▶ **Requirements**
Without the pictures, extract every line from the start of the material to the line containing "This plugin requires", both ends included.

▶ **Material**

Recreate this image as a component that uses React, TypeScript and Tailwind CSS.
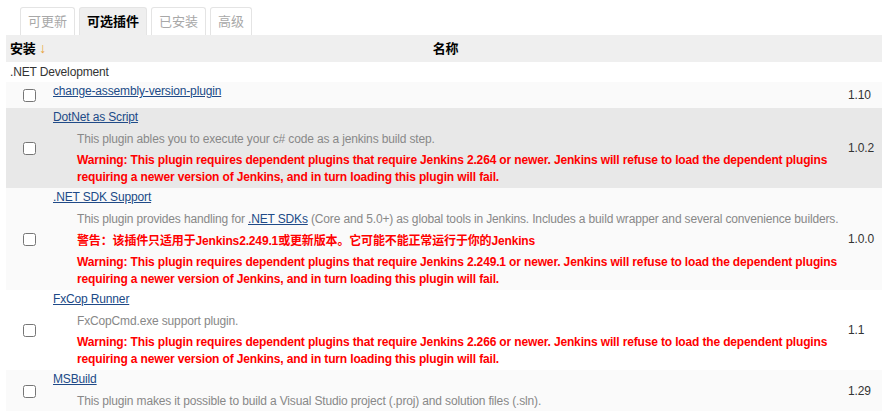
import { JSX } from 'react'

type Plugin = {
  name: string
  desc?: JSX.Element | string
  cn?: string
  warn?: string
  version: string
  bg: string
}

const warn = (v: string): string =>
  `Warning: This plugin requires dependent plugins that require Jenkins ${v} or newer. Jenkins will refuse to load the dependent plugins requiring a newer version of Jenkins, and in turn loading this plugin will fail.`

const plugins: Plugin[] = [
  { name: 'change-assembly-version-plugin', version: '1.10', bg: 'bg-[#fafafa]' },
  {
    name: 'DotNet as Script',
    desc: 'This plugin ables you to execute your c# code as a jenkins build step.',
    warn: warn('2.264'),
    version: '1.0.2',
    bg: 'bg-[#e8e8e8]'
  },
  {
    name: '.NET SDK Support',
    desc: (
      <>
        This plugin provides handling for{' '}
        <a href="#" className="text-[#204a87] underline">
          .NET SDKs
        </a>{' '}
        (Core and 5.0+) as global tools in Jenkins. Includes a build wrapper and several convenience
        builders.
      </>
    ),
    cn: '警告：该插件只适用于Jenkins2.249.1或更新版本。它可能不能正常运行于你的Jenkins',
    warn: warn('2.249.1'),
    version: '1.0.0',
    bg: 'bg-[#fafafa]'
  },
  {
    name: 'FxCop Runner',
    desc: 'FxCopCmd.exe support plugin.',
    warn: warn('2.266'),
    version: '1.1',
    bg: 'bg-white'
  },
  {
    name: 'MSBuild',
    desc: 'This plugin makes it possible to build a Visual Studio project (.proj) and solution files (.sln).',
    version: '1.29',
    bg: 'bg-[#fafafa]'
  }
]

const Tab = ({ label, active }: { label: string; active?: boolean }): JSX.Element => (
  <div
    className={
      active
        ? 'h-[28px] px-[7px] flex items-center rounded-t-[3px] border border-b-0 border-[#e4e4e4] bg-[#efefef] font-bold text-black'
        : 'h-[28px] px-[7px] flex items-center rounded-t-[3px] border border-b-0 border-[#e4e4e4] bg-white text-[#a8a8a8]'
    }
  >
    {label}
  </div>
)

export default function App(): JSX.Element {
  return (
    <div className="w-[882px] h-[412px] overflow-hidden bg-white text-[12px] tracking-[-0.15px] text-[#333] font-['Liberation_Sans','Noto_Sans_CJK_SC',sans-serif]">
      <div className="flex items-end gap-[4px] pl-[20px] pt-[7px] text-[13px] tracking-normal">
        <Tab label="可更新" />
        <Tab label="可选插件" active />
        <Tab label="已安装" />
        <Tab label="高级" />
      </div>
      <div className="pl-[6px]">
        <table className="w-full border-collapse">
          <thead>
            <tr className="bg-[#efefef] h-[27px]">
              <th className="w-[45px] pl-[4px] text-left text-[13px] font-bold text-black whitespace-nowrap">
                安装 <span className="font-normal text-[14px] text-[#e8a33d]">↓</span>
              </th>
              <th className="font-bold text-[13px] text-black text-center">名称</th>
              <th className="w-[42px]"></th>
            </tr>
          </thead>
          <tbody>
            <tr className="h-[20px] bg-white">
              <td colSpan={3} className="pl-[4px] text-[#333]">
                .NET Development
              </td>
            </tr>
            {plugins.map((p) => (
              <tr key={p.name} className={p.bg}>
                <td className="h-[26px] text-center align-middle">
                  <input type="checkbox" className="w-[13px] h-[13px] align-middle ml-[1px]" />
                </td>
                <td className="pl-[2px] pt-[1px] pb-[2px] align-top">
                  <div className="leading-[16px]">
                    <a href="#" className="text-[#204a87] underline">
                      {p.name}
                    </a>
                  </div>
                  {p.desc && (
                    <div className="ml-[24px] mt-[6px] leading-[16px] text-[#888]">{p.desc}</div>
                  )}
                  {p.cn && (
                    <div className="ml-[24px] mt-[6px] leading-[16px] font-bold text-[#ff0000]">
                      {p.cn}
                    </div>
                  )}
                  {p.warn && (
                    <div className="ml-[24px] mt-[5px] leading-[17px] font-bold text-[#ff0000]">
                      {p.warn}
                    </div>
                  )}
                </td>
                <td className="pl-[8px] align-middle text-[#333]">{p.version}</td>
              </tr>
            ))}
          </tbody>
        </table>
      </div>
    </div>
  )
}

▶ **The completed task**
Recreate this image as a component that uses React, TypeScript and Tailwind CSS.
import { JSX } from 'react'

type Plugin = {
  name: string
  desc?: JSX.Element | string
  cn?: string
  warn?: string
  version: string
  bg: string
}

const warn = (v: string): string =>
  `Warning: This plugin requires dependent plugins that require Jenkins ${v} or newer. Jenkins will refuse to load the dependent plugins requiring a newer version of Jenkins, and in turn loading this plugin will fail.`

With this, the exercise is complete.